SanityTestDynamoDBTable

The function of a sanity test is to give you an automated smoke test of whether data was successfully written to the DynamoDB table. It uses sentinel ids and a threshold number of records to do a quick check on whether the table has been populated.

Example Usage

class SanityTestMyDynamoDBTable(dynamodb.SanityTestDynamoDBTable):

    # primary hash key for the DynamoDB table
    hash_key = 'unique_id'

    # number of results required to be returned for each primary key
    result_length = luigi.IntParameter(5)

    # when testing specific ids, how many are allowed to fail
    failure_threshold = luigi.IntParameter(2)

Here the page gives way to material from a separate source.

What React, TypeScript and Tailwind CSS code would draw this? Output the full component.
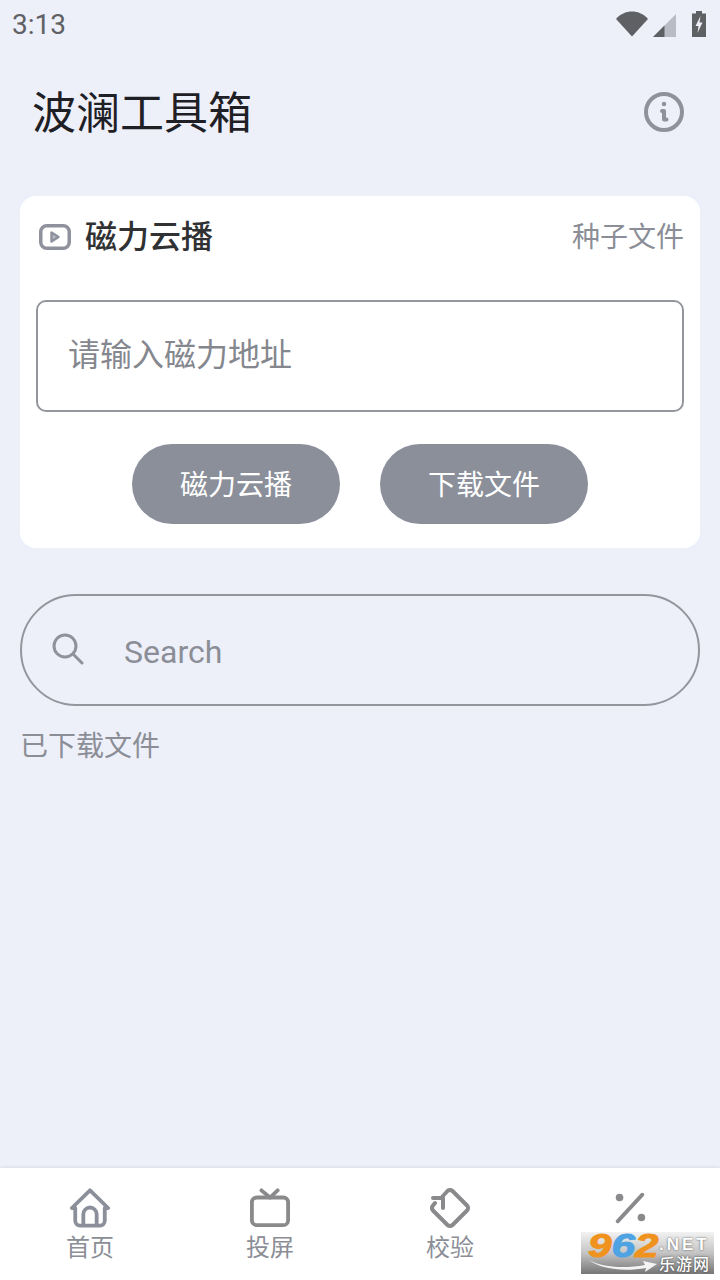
import React from "react";

const cjk = "font-['Roboto','Noto_Sans_CJK_SC',sans-serif]";

const HomeIcon = () => (
  <svg width="40" height="40" viewBox="0 0 42 42" fill="none" stroke="#8b8f9a" strokeWidth="4" strokeLinejoin="round" strokeLinecap="round">
    <path d="M2 21 21 2.500 40 21h-3.500v13.500a5 5 0 0 1-5 5h-21a5 5 0 0 1-5-5V21Z" />
    <path d="M14 39V27.500a7 7 0 0 1 14 0V39" />
  </svg>
);

const TvIcon = () => (
  <svg width="40" height="40" viewBox="0 0 42 42" fill="none" stroke="#8a8a8c" strokeWidth="4" strokeLinejoin="round" strokeLinecap="round">
    <rect x="2" y="10" width="38" height="29" rx="5" />
    <path d="M12 2.500 21 10l8-7.500" />
  </svg>
);

const RotateIcon = () => (
  <svg width="40" height="40" viewBox="0 0 40 40" fill="none" stroke="#8a8a8c" strokeWidth="4" strokeLinejoin="round" strokeLinecap="round">
    <path d="M12 9 17.500 3a3.500 3.500 0 0 1 5 0L37 17.500a3.500 3.500 0 0 1 0 5L22.500 37a3.500 3.500 0 0 1-5 0L3 22.500a3.500 3.500 0 0 1 0-5L5 15" />
    <path d="M3 10h10v10" />
  </svg>
);

const PercentIcon = () => (
  <svg width="40" height="40" viewBox="0 0 42 42" fill="#8a8a8c">
    <path d="M34 7 8 35" stroke="#8a8a8c" strokeWidth="4" strokeLinecap="round" />
    <circle cx="10" cy="10" r="4" />
    <circle cx="33" cy="31" r="4" />
  </svg>
);

const NavItem = ({ icon, label }: { icon: React.ReactNode; label?: string }) => (
  <div className="flex flex-col items-center w-[180px]">
    {icon}
    {label && <span className={`mt-[4px] text-[24px] leading-[32px] text-[#8b8e96] ${cjk}`}>{label}</span>}
  </div>
);

export default function App() {
  return (
    <div className={`w-[720px] h-[1280px] bg-[#edf0f9] flex flex-col relative overflow-hidden ${cjk}`}>
      {/* status bar */}
      <div className="h-[50px] flex items-center justify-between pl-[12px] pr-[14px]">
        <span className="text-[28px] leading-[50px] text-[#5f6165] font-['Roboto',sans-serif]">3:13</span>
        <div className="flex items-end h-[26px] mt-[-3px]">
          <svg width="32" height="26" viewBox="0 0 32 26" fill="#5f6064"><path d="M0 8C4 3 10 0.500 16 0.500S28 3 32 8L16 25.500Z" /></svg>
          <svg className="ml-[5px]" width="23" height="23" viewBox="0 0 24 24"><path d="M24 0V24H0Z" fill="#b9bcc4" /><path d="M12 12V24H0Z" fill="#5f6064" /></svg>
          <svg className="ml-[16px]" width="14" height="26" viewBox="0 0 14 26"><path d="M4 0h6v2.500h4V26H0V2.500h4Z" fill="#5f6064" /><path d="M8.500 5 3.500 15h3l-1 7 5-10.500h-3Z" fill="#edf0f9" /></svg>
        </div>
      </div>

      {/* title */}
      <div className="h-[124px] flex items-center justify-between pl-[32px] pr-[36px]">
        <h1 className="text-[44px] leading-[60px] mt-[3px] font-normal text-[#1f2026]">波澜工具箱</h1>
        <svg width="40" height="40" viewBox="0 0 40 40" fill="none" stroke="#8f929c" strokeWidth="4" strokeLinecap="round" strokeLinejoin="round">
          <circle cx="20" cy="20" r="18" />
          <circle cx="20" cy="12" r="1.500" fill="#8f929c" strokeWidth="1.500" />
          <path d="M18 19h2v8.500h2.500" />
        </svg>
      </div>

      <div className="h-[22px]" />

      {/* card */}
      <div className="mx-[20px] h-[352px] bg-white rounded-[16px] flex flex-col px-[16px]">
        <div className="h-[82px] flex items-center justify-between">
          <div className="flex items-center">
            <svg className="ml-[3px] mt-[-1px]" width="32" height="26" viewBox="0 0 32 26" fill="none" stroke="#8f929c" strokeWidth="3.500">
              <rect x="1.750" y="1.750" width="28.500" height="22.500" rx="6" />
              <path d="M12.500 8.500v9l7-4.500Z" fill="#b9bcc4" strokeWidth="2.500" strokeLinejoin="round" />
            </svg>
            <span className="ml-[14px] text-[32px] leading-[44px] font-medium text-[#303133]">磁力云播</span>
          </div>
          <span className="text-[28px] leading-[40px] mt-[2px] text-[#8b8e96]">种子文件</span>
        </div>
        <div className="mt-[22px] h-[112px] border-2 border-[#94969e] rounded-[10px] flex items-center pl-[30px]">
          <span className="text-[32px] leading-[44px] mt-[-2px] text-[#85878e]">请输入磁力地址</span>
        </div>
        <div className="mt-[32px] flex justify-center gap-[40px]">
          <button className="w-[208px] h-[80px] pt-[3px] rounded-full bg-[#8b8f9a] text-white text-[28px]">磁力云播</button>
          <button className="w-[208px] h-[80px] pt-[3px] rounded-full bg-[#8b8f9a] text-white text-[28px]">下载文件</button>
        </div>
      </div>

      {/* search */}
      <div className="mt-[46px] mx-[20px] h-[112px] border-2 border-[#94969e] rounded-full flex items-center pl-[30px]">
        <svg className="mt-[-2px]" width="32" height="32" viewBox="0 0 32 32" fill="none" stroke="#8f929c" strokeWidth="3" strokeLinecap="round">
          <circle cx="13" cy="13" r="11" />
          <path d="M21 21l9 9" />
        </svg>
        <span className="ml-[40px] mt-[3px] text-[32px] leading-[44px] text-[#8b8e96] font-['Roboto',sans-serif]">Search</span>
      </div>

      <div className="mt-[21px] ml-[20px] text-[28px] leading-[40px] text-[#8b8e96]">已下载文件</div>

      <div className="flex-1" />

      {/* bottom nav */}
      <div className="h-[112px] bg-white shadow-[0_-1px_3px_rgba(0,0,0,0.08)] flex pt-[20px]">
        <NavItem icon={<HomeIcon />} label="首页" />
        <NavItem icon={<TvIcon />} label="投屏" />
        <NavItem icon={<RotateIcon />} label="校验" />
        <NavItem icon={<PercentIcon />} />
      </div>

      {/* watermark */}
      <div className="absolute left-[581px] top-[1232px] w-[133px] h-[42px] bg-gradient-to-b from-[#f2f2f2] via-[#c4c4c4] to-[#767676] flex">
        <div className="w-[78px] pl-[7px]">
          <div className="w-[54px] origin-left scale-x-[1.28] text-[33px] leading-[28px] font-black italic text-[#f0921e] [-webkit-text-stroke:1px_#f0921e] font-['Liberation_Sans',sans-serif]">
            9<span className="text-[#4fa3e3] [-webkit-text-stroke:1px_#4fa3e3]">6</span>2
          </div>
        </div>
        <svg className="absolute left-[8px] top-[26px]" width="68" height="14" viewBox="0 0 68 14" fill="#f4f4f4">
          <path d="M0 2C12 9 34 11 56 7L54 3 68 6 56 14 57 10C34 14 12 11 0 2Z" />
        </svg>
        <div className="flex flex-col items-start">
          <span className="mt-[3px] text-[17px] leading-[20px] font-bold text-white [text-shadow:0_0_2px_#444] font-['Liberation_Sans',sans-serif] tracking-[3px]">.NET</span>
          <span className="text-[16px] leading-[20px] tracking-[1px] font-medium text-white [text-shadow:0_0_2px_#333]">乐游网</span>
        </div>
      </div>
    </div>
  );
}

    # number of entries required to be in the table
    min_total_results = luigi.IntParameter(100)

    def output_token(self):
        return 'path-to-token-output'

    def table_name(self):
        return 'my-table-name'

    # sentinel ids expected to be in the result data
    def ids(self):
        return ["hash_key_value1", "hash_key_value2", "hash_key_value3",
                "hash_key_value4", "hash_key_value5"]

    def requires(self):
           return [UpdateMyDynamoDBThroughputTask()]

Elements specific to this task are:

  • hash_key: Hash key for the table. This is needed to select data from the table.
  • result_length: For each id tested, minimum acceptable number of rows to be returned.
  • failure_threshold: When testing the list of ids, how many ids can fail before throwing an error.
  • min_total_results: Minimum number of rows required to be in the table.

The table_name function returns the name of the table to be tested. The ids function returns a list of the sentinel ids to be checked. No more than failure_threshold of these ids can fail to exist or return results smaller than result_length rows.

output_token defines where Luigi should put its task finished token.

requires is a method that needs to be defined for every Luigi task, and it indicates dependencies for the task. This can either be other Luigi tasks, data in a specified location, or nothing.

Example in Context

The mortar-recsys project uses sanity tests to make sure that newly created DynamoDB tables contain a few items that are expected to show up in the output data.